[WHAT IS NEEDED]: Examine each line of the data. Copy those that contain the string "React".

[DATA EXTRACT]:
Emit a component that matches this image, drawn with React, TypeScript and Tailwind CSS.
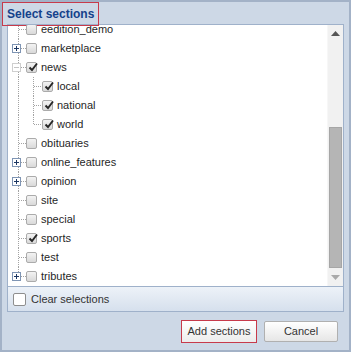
import React from "react"

type Node = {
 label: string
 checked?: boolean
 expander?: "plus" | "minus"
 child?: boolean
 last?: boolean
}

const nodes: Node[] = [
 { label: "eedition_demo" },
 { label: "marketplace", expander: "plus" },
 { label: "news", expander: "minus", checked: true },
 { label: "local", child: true, checked: true },
 { label: "national", child: true, checked: true },
 { label: "world", child: true, checked: true, last: true },
 { label: "obituaries" },
 { label: "online_features", expander: "plus" },
 { label: "opinion", expander: "plus" },
 { label: "site" },
 { label: "special" },
 { label: "sports", checked: true },
 { label: "test" },
 { label: "tributes", expander: "plus", last: true },
]

const dot = { stroke: "#a3a3a3", strokeWidth: 1, strokeDasharray: "1 1" }

function Expander({ kind }: { kind: "plus" | "minus" }) {
 const faded = kind === "minus"
 return (
  <g>
   <rect x={4.5} y={5.5} width={8} height={8} fill="#fff" stroke={faded ? "#cfcfcf" : "#7f95b4"} />
   <line x1={6} y1={9.5} x2={11} y2={9.5} stroke={faded ? "#c4c4c4" : "#1d3763"} />
   {kind === "plus" && <line x1={8.5} y1={7} x2={8.5} y2={12} stroke="#1d3763" />}
  </g>
 )
}

function Gutter({ node }: { node: Node }) {
 if (node.child) {
  return (
   <svg width={34} height={19} className="shrink-0">
    <line x1={10.5} y1={0} x2={10.5} y2={19} {...dot} />
    <line x1={25.5} y1={0} x2={25.5} y2={node.last ? 9.5 : 19} {...dot} />
    <line x1={26} y1={9.5} x2={34} y2={9.5} {...dot} />
   </svg>
  )
 }
 return (
  <svg width={18} height={19} className="shrink-0">
   <line x1={10.5} y1={0} x2={10.5} y2={node.last ? 9.5 : 19} {...dot} />
   <line x1={11} y1={9.5} x2={18} y2={9.5} {...dot} />
   {node.expander && <Expander kind={node.expander} />}
  </svg>
 )
}

function Check({ checked }: { checked?: boolean }) {
 return (
  <span className="relative w-[11px] h-[11px] shrink-0 rounded-[2px] border border-[#ababab] bg-linear-to-b from-[#f3f3f3] to-[#d9d9d9]">
   {checked && (
    <svg width={12} height={12} className="absolute -top-[2px] left-0">
     <path d="M2.5 6.5 L5 9 L10 2.5" fill="none" stroke="#262626" strokeWidth={1.9} />
    </svg>
   )}
  </span>
 )
}

export default function App() {
 return (
  <div className="relative w-[351px] h-[352px] border-2 border-[#a3b2c7] bg-[#cdd8e6] font-['Liberation_Sans',Arial,sans-serif] flex flex-col">

   <div className="h-[22px] shrink-0 flex items-center pl-[5px] pt-[2px]">
    <span className="text-[12px] font-bold text-[#15428b] leading-none">Select sections</span>
   </div>
   <div className="absolute top-0 left-0 w-[97px] h-[24px] border border-[#c73a4b]" />

   <div className="mx-[5px] flex flex-col border border-[#9fb1ca]">

    <div className="h-[261px] flex bg-white">
     <div className="flex-1 overflow-hidden">
      <div className="-mt-[5px]">
       {nodes.map(n => (
        <div key={n.label} className="h-[19px] flex items-center">
         <Gutter node={n} />
         <Check checked={n.checked} />
         <span className="ml-[4px] text-[11px] leading-[19px] text-[#1f1f1f]">{n.label}</span>
        </div>
       ))}
      </div>
     </div>

     <div className="w-[16px] flex flex-col bg-[#f1f1f1] border-l border-[#f7f7f7]">
      <div className="h-[17px] flex items-center justify-center">
       <svg width={9} height={5}><path d="M0 5 L4.5 0 L9 5 Z" fill="#555" /></svg>
      </div>
      <div className="h-[85px]" />
      <div className="h-[141px] ml-[1px] mr-[1px] bg-[#b5b5b5] border border-[#a6a6a6]" />
      <div className="flex-1 flex items-center justify-center">
       <svg width={9} height={5}><path d="M0 0 L9 0 L4.5 5 Z" fill="#a9a9a9" /></svg>
      </div>
     </div>
    </div>

    <div className="h-[25px] border-t border-[#9fb1ca] bg-linear-to-b from-[#edf2f8] to-[#d6e0ed] flex items-center pl-[5px]">
     <span className="w-[13px] h-[13px] rounded-[2px] border border-[#8e8e8e] bg-white" />
     <span className="ml-[5px] text-[11px] text-[#333]">Clear selections</span>
    </div>

   </div>

   <div className="flex justify-end items-start gap-[7px] pr-[11px] pt-[8px]">
    <button className="w-[76px] h-[23px] border border-[#c73a4b] bg-linear-to-b from-[#ffffff] to-[#ececec] text-[11px] text-[#333]">
     Add sections
    </button>
    <button className="mt-px w-[74px] h-[21px] rounded-[2px] border border-[#b0b0b0] bg-linear-to-b from-[#ffffff] to-[#e6e6e6] text-[11px] text-[#333]">
     Cancel
    </button>
   </div>

  </div>
 )
}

[ANSWER TO THIS TASK]:
Emit a component that matches this image, drawn with React, TypeScript and Tailwind CSS.
import React from "react"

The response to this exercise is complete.